While flipping through the channels after work yesterday I made my way over to VH-1 and found one of their new "I Love the 80s" programs. Seeing shows like that is quite frustrating. They are symptomatic of a very damaging sort of historicism, akin to the blind sight of the Enlightenment. Just as Enlightenment thinkers "dared to know" and attempted to shake off the shackles of old prejudice that they might see the world for what it really is (when in fact their actions were like a cataract that slowly develops till it chokes out all rays of light), these current attempts at understanding the past are doomed to fail. Shows like "I Love the 80s" give us two options for understanding the past: it is either a laughable blunder to be treated as a kitschy plaything and ultimately forgotten, and even rebelled against; or it is an iconic exemplar viewed through the dim light of romanticism, a "classic" to be forever reproduced.
For the sake of grounding myself in examples while sticking to the VH-1 theme, I'll stick to music. A favorite example of forgettable musical is 80s hair metal. That label of forgettableness proved destructive; its label as a fad only prompted later fads. Hair metal prompted the flannel and whininess that was grunge and Generation X. Of course that all proved short lived, fashion- and music-wise.
On the flip-side there's this annoying recent 70s wave of music (the White Stripes and the Vines and other stuff I can't stand). It's so dreadfully imitative.

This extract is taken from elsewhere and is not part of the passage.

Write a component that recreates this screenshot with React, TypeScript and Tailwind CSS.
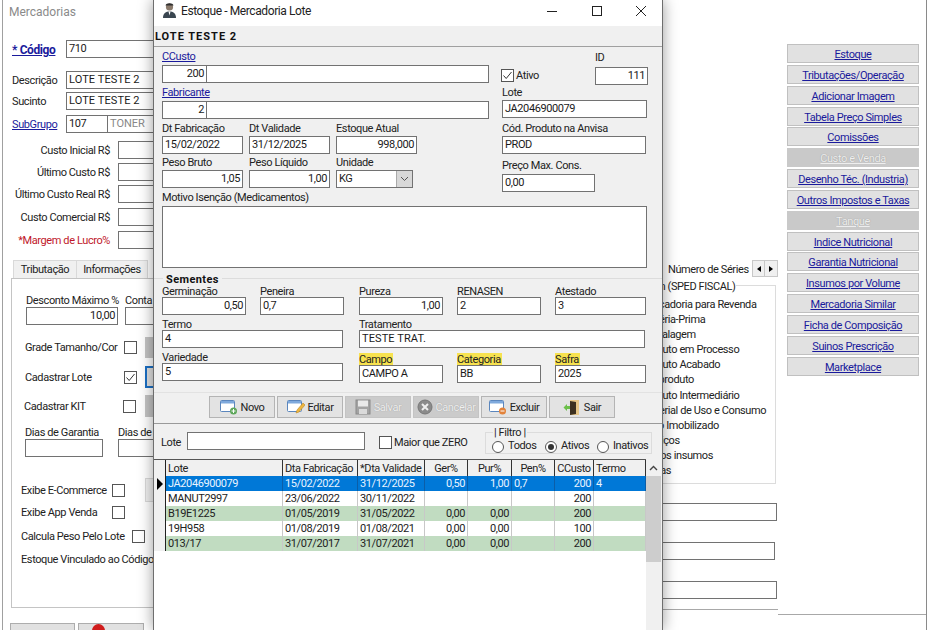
import type { ReactNode } from 'react';

const inputBox = 'h-[18px] border border-[#727272] bg-white px-[2px] leading-[15px] text-[#1a1a1a] overflow-hidden whitespace-nowrap';

function Input({ className = '', right, children }: { className?: string; right?: boolean; children?: ReactNode }) {
  return <div className={`${inputBox} ${right ? 'text-right' : ''} ${className}`}>{children}</div>;
}

function Label({ className = '', children }: { className?: string; children: ReactNode }) {
  return <div className={`h-[14px] leading-[16px] whitespace-nowrap text-[#222] ${className}`}>{children}</div>;
}

function LinkLabel({ className = '', children }: { className?: string; children: ReactNode }) {
  return <div className={`h-[14px] leading-[16px] whitespace-nowrap text-[#1a1a9c] underline ${className}`}>{children}</div>;
}

function Check({ checked, className = '' }: { checked?: boolean; className?: string }) {
  return (
    <div className={`w-[13px] h-[13px] shrink-0 border border-[#555] bg-white flex items-center justify-center ${className}`}>
      {checked && (
        <svg width="11" height="11" viewBox="0 0 11 11" fill="none" stroke="#333" strokeWidth="1">
          <path d="M1.5 5.5 L4.2 8.5 L9.5 2" />
        </svg>
      )}
    </div>
  );
}

function Radio({ checked }: { checked?: boolean }) {
  return (
    <div className="w-[12px] h-[12px] shrink-0 rounded-full border border-[#555] bg-white flex items-center justify-center">
      {checked && <div className="w-[6px] h-[6px] rounded-full bg-[#333]" />}
    </div>
  );
}

function WindowIcon({ badge }: { badge: ReactNode }) {
  return (
    <svg width="18" height="16" viewBox="0 0 18 16">
      <rect x="0.5" y="1.5" width="14" height="11" rx="1" fill="#fff" stroke="#5b86bd" />
      <rect x="1" y="2" width="13" height="2.5" fill="#7fa9dc" />
      {badge}
    </svg>
  );
}

const toolbar = [
  {
    name: 'Novo',
    icon: <WindowIcon badge={<><circle cx="13.5" cy="12" r="3.5" fill="#5da75a" /><path d="M11.5 12h4M13.5 10v4" stroke="#fff" /></>} />,
  },
  {
    name: 'Editar',
    icon: <WindowIcon badge={<><path d="M9 14l1-3 6-7 2 2-6 7z" fill="#eeb640" stroke="#b98a2a" strokeWidth="0.6" /></>} />,
  },
  {
    name: 'Salvar',
    disabled: true,
    icon: (
      <svg width="16" height="16" viewBox="0 0 16 16">
        <rect x="1" y="1" width="14" height="14" fill="#a3a3a3" stroke="#8a8a8a" />
        <rect x="3" y="1.5" width="10" height="6" fill="#e9e9e9" />
        <rect x="4" y="10" width="8" height="5" fill="#dadada" />
      </svg>
    ),
  },
  {
    name: 'Cancelar',
    disabled: true,
    icon: (
      <svg width="16" height="16" viewBox="0 0 16 16">
        <circle cx="8" cy="8" r="7" fill="#8b8b8b" stroke="#777" />
        <path d="M5 5l6 6M11 5l-6 6" stroke="#eee" strokeWidth="2" />
      </svg>
    ),
  },
  {
    name: 'Excluir',
    icon: <WindowIcon badge={<><circle cx="13.5" cy="12" r="3.5" fill="#e2823a" /><path d="M11.5 12h4" stroke="#fff" /></>} />,
  },
  {
    name: 'Sair',
    icon: (
      <svg width="18" height="17" viewBox="0 0 18 17">
        <rect x="7" y="1" width="9" height="15" fill="#e6c689" />
        <path d="M7 2l6 1v12l-6 1z" fill="#3d3020" />
        <path d="M0.5 8.5l3.5-3.5v2h3v3H4v2z" fill="#6cc04a" />
      </svg>
    ),
  },
];

const gridCols = 'grid grid-cols-[117px_75px_67px_43px_44px_43px_39px_52px]';
const headers = ['Lote', 'Dta Fabricação', '*Dta Validade', 'Ger%', 'Pur%', 'Pen%', 'CCusto', 'Termo'];
const centeredHeaders = [3, 4, 5, 6];
const rightCols = [3, 4, 6];
const rows = [
  { cells: ['JA2046900079', '15/02/2022', '31/12/2025', '0,50', '1,00', '0,7', '200', '4'], kind: 'sel' },
  { cells: ['MANUT2997', '23/06/2022', '30/11/2022', '', '', '', '200', ''], kind: 'plain' },
  { cells: ['B19E1225', '01/05/2019', '31/05/2022', '0,00', '0,00', '', '200', ''], kind: 'green' },
  { cells: ['19H958', '01/08/2019', '01/08/2021', '0,00', '0,00', '', '100', ''], kind: 'plain' },
  { cells: ['013/17', '31/07/2017', '31/07/2021', '0,00', '0,00', '', '200', ''], kind: 'green' },
];

const sideButtons = [
  ['Estoque'],
  ['Tributações/Operação'],
  ['Adicionar Imagem'],
  ['Tabela Preço Simples'],
  ['Comissões '],
  ['Custo e Venda', 'off'],
  ['Desenho Téc. (Industria)'],
  ['Outros Impostos e Taxas'],
  ['Tanque', 'off'],
  ['Indice Nutricional'],
  ['Garantia Nutricional'],
  ['Insumos por Volume'],
  ['Mercadoria Similar'],
  ['Ficha de Composição'],
  ['Suinos Prescrição'],
  ['Marketplace'],
];

const spedItems = [
  'Mercadoria para Revenda',
  'Matéria-Prima',
  'Embalagem',
  'Produto em Processo',
  'Produto Acabado',
  'Subproduto',
  'Produto Intermediário',
  'Material de Uso e Consumo',
  'Ativo Imobilizado',
  'Serviços',
  'Outros insumos',
  'Outras',
];

function CostRow({ label, red, top }: { label: string; red?: boolean; top: string }) {
  return (
    <div className={`flex items-center h-[18px] ${top}`}>
      <div className={`w-[107px] shrink-0 pt-[2px] text-right whitespace-nowrap ${red ? 'text-[#c0182a]' : 'text-[#222]'}`}>{label}</div>
      <Input className="ml-[8px] w-[60px] shrink-0" />
    </div>
  );
}

function BackLeft() {
  return (
    <div className="w-[150px] ml-[2px] h-[630px] box-content border-l border-[#a0a0a0] overflow-hidden shrink-0">
      <div className="pt-[5px] pl-[6px] h-[14px] leading-[14px] box-content text-[12px] tracking-[0px] text-[#8a8a8a]">Mercadorias</div>
      <div className="flex items-center h-[18px] mt-[21px] ml-[9px]">
        <div className="w-[54px] shrink-0 pt-[2px] font-bold text-[12px] text-[#1a1a9c] underline whitespace-nowrap">* Código</div>
        <Input className="w-[90px] shrink-0">710</Input>
      </div>
      <div className="flex items-center h-[18px] mt-[13px] ml-[9px]">
        <div className="w-[54px] shrink-0 pt-[2px]">Descrição</div>
        <Input className="w-[90px] shrink-0 tracking-[0.1px]">LOTE TESTE 2</Input>
      </div>
      <div className="flex items-center h-[18px] mt-[3px] ml-[9px]">
        <div className="w-[54px] shrink-0 pt-[2px]">Sucinto</div>
        <Input className="w-[90px] shrink-0 tracking-[0.1px]">LOTE TESTE 2</Input>
      </div>
      <div className="flex items-center h-[18px] mt-[5px] ml-[9px]">
        <div className="w-[54px] shrink-0 pt-[2px] text-[#1a1a9c] underline">SubGrupo</div>
        <Input className="w-[42px] shrink-0">107</Input>
        <Input className="w-[60px] shrink-0 text-[#888] -ml-px tracking-[0px]">TONER</Input>
      </div>
      <CostRow label="Custo Inicial R$" top="mt-[8px]" />
      <CostRow label="Último Custo R$" top="mt-[4px]" />
      <CostRow label="Último Custo Real R$" top="mt-[4px]" />
      <CostRow label="Custo Comercial R$" top="mt-[5px]" />
      <CostRow label="*Margem de Lucro%" red top="mt-[5px]" />
      <div className="flex mt-[11px] ml-[10px] h-[18px]">
        <div className="w-[64px] border border-b-0 border-[#d9d9d9] bg-[#f0f0f0] text-center leading-[18px]">Tributação</div>
        <div className="w-[71px] border border-b-0 border-l-0 border-[#d9d9d9] bg-[#f0f0f0] text-center leading-[18px]">Informações</div>
      </div>
      <div className="ml-[8px] w-[160px] h-[330px] border-l border-t border-b border-[#c4c4c4]">
        <div className="flex mt-[14px] ml-[14px]">
          <Label className="w-[99px] shrink-0">Desconto Máximo %</Label>
          <Label>Conta</Label>
        </div>
        <div className="flex ml-[14px]">
          <Input right className="w-[92px] shrink-0">10,00</Input>
          <Input className="w-[40px] shrink-0 ml-[7px]" />
        </div>
        <div className="h-[22px] mt-[11px] ml-[13px] flex items-center">
          <div className="w-[99px] shrink-0 pt-[2px] whitespace-nowrap">Grade Tamanho/Cor</div>
          <Check />
          <div className="ml-[8px] w-[12px] h-[21px] bg-[#c4c4c4]" />
        </div>
        <div className="h-[22px] mt-[8px] ml-[13px] flex items-center">
          <div className="w-[99px] shrink-0 pt-[2px] whitespace-nowrap">Cadastrar Lote</div>
          <Check checked />
          <div className="ml-[8px] w-[12px] h-[22px] border-2 border-[#1a6fc4] bg-[#e1e1e1]" />
        </div>
        <div className="h-[22px] mt-[7px] ml-[12px] flex items-center">
          <div className="w-[99px] shrink-0 pt-[2px] whitespace-nowrap">Cadastrar KIT</div>
          <Check />
          <div className="ml-[9px] w-[12px] h-[22px] bg-[#c4c4c4]" />
        </div>
        <div className="flex mt-[8px] ml-[13px]">
          <Label className="w-[93px] shrink-0">Dias de Garantia</Label>
          <Label>Dias de</Label>
        </div>
        <div className="flex ml-[13px]">
          <Input className="w-[78px] shrink-0" />
          <Input className="w-[50px] shrink-0 ml-[15px]" />
        </div>
        <div className="h-[24px] mt-[21px] ml-[9px] flex items-center">
          <div className="w-[91px] shrink-0 pt-[2px] whitespace-nowrap">Exibe E-Commerce</div>
          <Check />
          <div className="ml-[20px] w-[20px] h-[24px] border border-[#d9d9d9] bg-[#f0f0f0]" />
        </div>
        <div className="h-[14px] mt-[3px] ml-[9px] flex items-center">
          <div className="w-[91px] shrink-0 pt-[2px] whitespace-nowrap">Exibe App Venda</div>
          <Check />
        </div>
        <div className="h-[14px] mt-[10px] ml-[9px] flex items-center">
          <div className="w-[111px] shrink-0 pt-[2px] whitespace-nowrap">Calcula Peso Pelo Lote</div>
          <Check />
        </div>
        <div className="h-[14px] mt-[9px] ml-[9px] leading-[16px] whitespace-nowrap">Estoque Vinculado ao Código</div>
      </div>
      <div className="flex mt-[15px] ml-[7px] gap-[3px]">
        <div className="w-[65px] h-[20px] shrink-0 border border-[#adadad] bg-[#e1e1e1]" />
        <div className="w-[66px] h-[20px] shrink-0 border border-[#adadad] bg-[#e1e1e1] pl-[13px]">
          <div className="w-[13px] h-[13px] rounded-full bg-[#d01c1c]" />
        </div>
      </div>
    </div>
  );
}

function BackMiddle() {
  return (
    <div className="w-[148px] h-[630px] shrink-0 overflow-hidden">
      <div className="mt-[260px] h-[18px] flex justify-end items-stretch">
        <div className="w-[86px] pl-[3px] text-[#222] leading-[20px] whitespace-nowrap">Número de Séries</div>
        <div className="ml-[1px] w-[13px] h-[17px] border border-[#c8c8c8] bg-[#f0f0f0] flex items-center justify-center">
          <div className="border-y-[3px] border-y-transparent border-r-[4px] border-r-black" />
        </div>
        <div className="w-[13px] h-[17px] border border-l-0 border-[#c8c8c8] bg-[#f0f0f0] flex items-center justify-center">
          <div className="border-y-[3px] border-y-transparent border-l-[4px] border-l-black" />
        </div>
      </div>
      <div className="relative mt-[7px] w-[146px] h-[199px] border border-[#dcdcdc] pt-[11px] pl-[10px]">
        <div className="absolute -top-[7px] left-[0px] bg-white px-[1px] whitespace-nowrap text-[#222]">Origem (SPED FISCAL)</div>
        {spedItems.map((item) => (
          <div key={item} className="h-[15.1px] leading-[15px] whitespace-nowrap text-[#222]">{item}</div>
        ))}
      </div>
      <div className="mt-[19px] w-[147px] h-[18px] border border-[#727272]" />
      <div className="mt-[21px] w-[145px] h-[18px] border border-[#727272]" />
      <div className="mt-[21px] w-[147px] h-[18px] border border-[#727272]" />
      <div className="mt-[10px] border-t border-[#a8a8a8]" />
    </div>
  );
}

function BackRight() {
  return (
    <div className="w-[149px] h-[630px] shrink-0 border-r border-[#8a8a8a]">
      <div className="pt-[44px] pl-[9px] flex flex-col gap-[1.85px]">
        {sideButtons.map(([name, off]) => (
          <div
            key={name}
            className={
              off
                ? 'w-[132px] h-[19px] bg-[#c9c9c9] text-center whitespace-nowrap leading-[21px] text-[#eee] underline [text-shadow:0_0_1px_#8c8c8c]'
                : 'w-[132px] h-[19px] border border-[#c0c0c0] bg-[#e1e1e1] text-center whitespace-nowrap leading-[20px] text-[#1a1a9c] underline'
            }
          >
            {name}
          </div>
        ))}
      </div>
      <div className="mt-[238px] border-t border-[#a8a8a8]" />
    </div>
  );
}

function LoteDialog() {
  return (
    <div className="absolute left-[153px] top-0 w-[510px] h-[630px] border-x border-[#6e6e6e] bg-[#f0f0f0] shadow-[0_0_14px_rgba(0,0,0,0.4)] flex flex-col overflow-hidden">
      {/* title bar */}
      <div className="h-[26px] bg-white flex items-center shrink-0 pb-[5px]">
        <svg className="ml-[8px]" width="15" height="17" viewBox="0 0 15 17">
          <circle cx="7.5" cy="5" r="3.6" fill="#8a7a6c" />
          <path d="M3.5 3.5C4 0.5 11 0.5 11.5 3.5z" fill="#2f2f2f" />
          <path d="M1 16c0-5 3-6.5 6.5-6.5S14 11 14 16z" fill="#3a4650" />
          <path d="M6.5 9.5h2l-1 4z" fill="#fff" />
        </svg>
        <div className="ml-[4px] text-[#222] text-[12px]">Estoque - Mercadoria Lote</div>
        <div className="ml-auto flex items-center">
          <svg width="14" height="14" viewBox="0 0 14 14" stroke="#222" fill="none"><path d="M2 7.5h10" /></svg>
          <svg className="ml-[31px]" width="14" height="14" viewBox="0 0 14 14" stroke="#222" fill="none"><rect x="2.5" y="2.5" width="9" height="9" /></svg>
          <svg className="ml-[30px] mr-[14px]" width="14" height="14" viewBox="0 0 14 14" stroke="#222" fill="none"><path d="M2 2l10 10M12 2L2 12" /></svg>
        </div>
      </div>
      <div className="h-[21px] shrink-0 border-b border-[#a0a0a0] pl-[1px] pt-[3px] font-bold text-[#111] tracking-[1px] leading-[16px]">LOTE TESTE 2</div>

      {/* campos principais */}
      <div className="h-[143px] flex pl-[8px] shrink-0">
        <div className="w-[327px]">
          <LinkLabel className="mt-[2px] mb-[2px]">CCusto</LinkLabel>
          <div className="flex">
            <Input right className="w-[45px]">200</Input>
            <Input className="w-[283px] -ml-px" />
          </div>
          <LinkLabel className="mt-[2px] mb-[2px]">Fabricante</LinkLabel>
          <div className="flex">
            <Input right className="w-[45px]">2</Input>
            <Input className="w-[283px] -ml-px" />
          </div>
          <div className="flex gap-[6px] mt-[2px]">
            <div className="w-[81px]"><Label className="mb-px">Dt Fabricação</Label><Input>15/02/2022</Input></div>
            <div className="w-[81px]"><Label className="mb-px">Dt Validade</Label><Input>31/12/2025</Input></div>
            <div className="w-[81px]"><Label className="mb-px">Estoque Atual</Label><Input right>998,000</Input></div>
          </div>
          <div className="flex gap-[6px] mt-px">
            <div className="w-[81px]"><Label className="mb-px">Peso Bruto</Label><Input right>1,05</Input></div>
            <div className="w-[81px]"><Label className="mb-px">Peso Líquido</Label><Input right>1,00</Input></div>
            <div className="w-[77px]">
              <Label className="mb-px">Unidade</Label>
              <div className="h-[18px] flex border border-[#727272] bg-white pl-[2px] leading-[15px]">
                KG
                <div className="ml-auto w-[16px] bg-[#d8d8d8] border-l border-[#aaa] flex items-center justify-center">
                  <svg width="9" height="6" viewBox="0 0 9 6" fill="none" stroke="#555"><path d="M1 1l3.5 3.5L8 1" /></svg>
                </div>
              </div>
            </div>
          </div>
        </div>
        <div className="ml-[12px] w-[147px]">
          <div className="flex items-end h-[38px]">
            <Check checked className="mb-[3px]" />
            <span className="ml-[2px] mb-[1px]">Ativo</span>
            <div className="ml-auto w-[53px]">
              <Label className="mb-[3px]">ID</Label>
              <Input right>111</Input>
            </div>
          </div>
          <Label className="ml-px">Lote</Label>
          <Input className="ml-px w-[145px] mt-px">JA2046900079</Input>
          <Label className="ml-px mt-[3px] mb-px">Cód. Produto na Anvisa</Label>
          <Input className="ml-px w-[144px]">PROD</Input>
          <Label className="ml-px mt-[4px] mb-[2px]">Preço Max. Cons.</Label>
          <Input className="ml-px w-[93px]">0,00</Input>
        </div>
      </div>

      <Label className="ml-[8px]">Motivo Isenção (Medicamentos)</Label>
      <div className="ml-[8px] mt-[2px] w-[485px] h-[62px] shrink-0 border border-[#727272] bg-white" />

      {/* sementes */}
      <div className="mt-[10px] border-t border-[#dcdcdc]" />
      <div className="-mt-[7px] ml-[9px] w-fit px-[3px] h-[14px] leading-[15px] bg-[#f0f0f0] font-bold text-[#111] tracking-[0.4px]">Sementes</div>
      <div className="-mt-px ml-[8px] grid grid-cols-[98px_99px_98px_98px_91px] leading-[14px]">
        {[
          ['Germinação', '0,50', true],
          ['Peneira', '0,7', false],
          ['Pureza', '1,00', true],
          ['RENASEN', '2', false],
          ['Atestado', '3', false],
        ].map(([label, value, right], i) => (
          <div key={String(label)}>
            <div className="h-[12px] whitespace-nowrap">{label}</div>
            <Input right={Boolean(right)} className={i === 4 ? 'w-[91px]' : 'w-[84px]'}>{value}</Input>
          </div>
        ))}
      </div>
      <div className="mt-[3px] ml-[8px] grid grid-cols-[197px_286px] leading-[14px]">
        <div>
          <div className="h-[12px]">Termo</div>
          <Input className="w-[181px]">4</Input>
        </div>
        <div>
          <div className="h-[12px]">Tratamento</div>
          <Input className="tracking-[0.1px]">TESTE TRAT.</Input>
        </div>
      </div>
      <div className="mt-[3px] ml-[8px] grid grid-cols-[197px_98px_98px_91px] leading-[14px]">
        <div>
          <div className="h-[12px]">Variedade</div>
          <Input className="w-[181px]">5</Input>
        </div>
        {[
          ['Campo', 'CAMPO A', 'w-[84px]'],
          ['Categoria', 'BB', 'w-[84px]'],
          ['Safra', '2025', 'w-[91px]'],
        ].map(([label, value, w]) => (
          <div key={label} className="pt-[2px]">
            <div className="h-[12px] w-fit bg-[#f7e24f] pr-px">{label}</div>
            <Input className={w}>{value}</Input>
          </div>
        ))}
      </div>

      {/* barra de botões */}
      <div className="mt-[9px] h-[32px] shrink-0 border-t border-b border-t-[#e2e2e2] border-b-[#9a9a9a] pt-[3px] pl-[55px] flex gap-[2px]">
        {toolbar.map((b) => (
          <div
            key={b.name}
            className={`w-[66px] h-[22px] flex items-center justify-center gap-[3px] border ${
              b.disabled ? 'border-[#c4c4c4] bg-[#cbcbcb] text-[#efefef] [text-shadow:0_0_1px_#909090]' : 'border-[#b4b4b4] bg-[#e3e3e3] text-[#222]'
            }`}
          >
            {b.icon}
            <span className="pt-[2px]">{b.name}</span>
          </div>
        ))}
      </div>

      {/* filtro */}
      <div className="h-[35px] shrink-0 flex items-start pl-[7px]">
        <div className="mt-[11px] w-[26px] shrink-0">Lote</div>
        <Input className="mt-[8px] w-[178px] shrink-0" />
        <Check className="mt-[12px] ml-[14px]" />
        <div className="mt-[11px] ml-[2px] w-[91px] shrink-0 whitespace-nowrap">Maior que ZERO</div>
        <div className="relative mt-[8px] w-[167px] shrink-0 h-[22px] border border-[#dcdcdc] flex items-center pl-[6px] pt-[7px]">
          <div className="absolute -top-[7px] left-[7px] px-[1px] bg-[#f0f0f0] h-[13px] leading-[13px]">| Filtro |</div>
          <Radio /><span className="ml-[4px] w-[37px] shrink-0">Todos</span>
          <Radio checked /><span className="ml-[4px] w-[36px] shrink-0">Ativos</span>
          <Radio /><span className="ml-[4px]">Inativos</span>
        </div>
      </div>

      {/* grade */}
      <div className="flex flex-1 min-h-0 bg-white">
        <div className="w-[492px] shrink-0">
          <div className="flex h-[17px] border-t border-[#555] bg-[#f0f0f0]">
            <div className="w-[12px] border-r border-[#222]" />
            <div className={gridCols}>
              {headers.map((h, i) => (
                <div key={h} className={`border-r border-[#333] px-[2px] leading-[17px] whitespace-nowrap overflow-hidden text-[#222] ${centeredHeaders.includes(i) ? 'text-center' : ''}`}>{h}</div>
              ))}
            </div>
          </div>
          {rows.map((row, r) => (
            <div key={row.cells[0]} className="flex h-[15px]">
              <div className="w-[12px] border-r border-[#222] bg-[#f0f0f0] flex items-center pl-[3px]">
                {r === 0 && <div className="border-y-[6px] border-y-transparent border-l-[6px] border-l-black" />}
              </div>
              <div
                className={`${gridCols} ${row.kind === 'sel' ? 'bg-[#0078d7] text-[#eaf4ff]' : row.kind === 'green' ? 'bg-[#c1dcc1] text-[#222]' : 'bg-white text-[#222]'}`}
              >
                {row.cells.map((c, i) => (
                  <div
                    key={i}
                    className={`border-r ${row.kind === 'sel' ? 'border-[#0b5ea8]' : 'border-[#c8c8c8]'} px-[2px] leading-[15px] ${rightCols.includes(i) ? 'text-right' : ''}`}
                  >
                    {c}
                  </div>
                ))}
              </div>
            </div>
          ))}
        </div>
        <div className="w-[15px] shrink-0 bg-[#f0f0f0] flex flex-col">
          <div className="h-[17px] flex items-center justify-center">
            <svg width="9" height="6" viewBox="0 0 9 6" fill="none" stroke="#444" strokeWidth="1.4"><path d="M1 5l3.5-3.5L8 5" /></svg>
          </div>
          <div className="h-[86px] bg-[#cdcdcd]" />
        </div>
        <div className="flex-1 bg-[#f0f0f0]" />
      </div>
    </div>
  );
}

export default function App() {
  return (
    <div className="relative w-[941px] h-[630px] bg-white overflow-hidden text-[11px] tracking-[-0.4px] text-[#222] font-['Roboto',sans-serif]">
      <div className="flex">
        <BackLeft />
        <div className="w-[477px] shrink-0" />
        <BackMiddle />
        <BackRight />
      </div>
      <LoteDialog />
    </div>
  );
}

It is this lack of understanding of history as a continuum and our own times and selves and points sliding along the line that is behind our poor treatment of the elderly and other such inter-generational problems.
I'm presently finishing up the Hobbit and the Lord of the Rings trilogy and will soon move to Gadamer's Truth and Method. The Old Oligarch sent me a few chapters last summer which I read and enjoyed, but now feel like tackling the whole thing.
So when am I going to make time to study for the LSATs?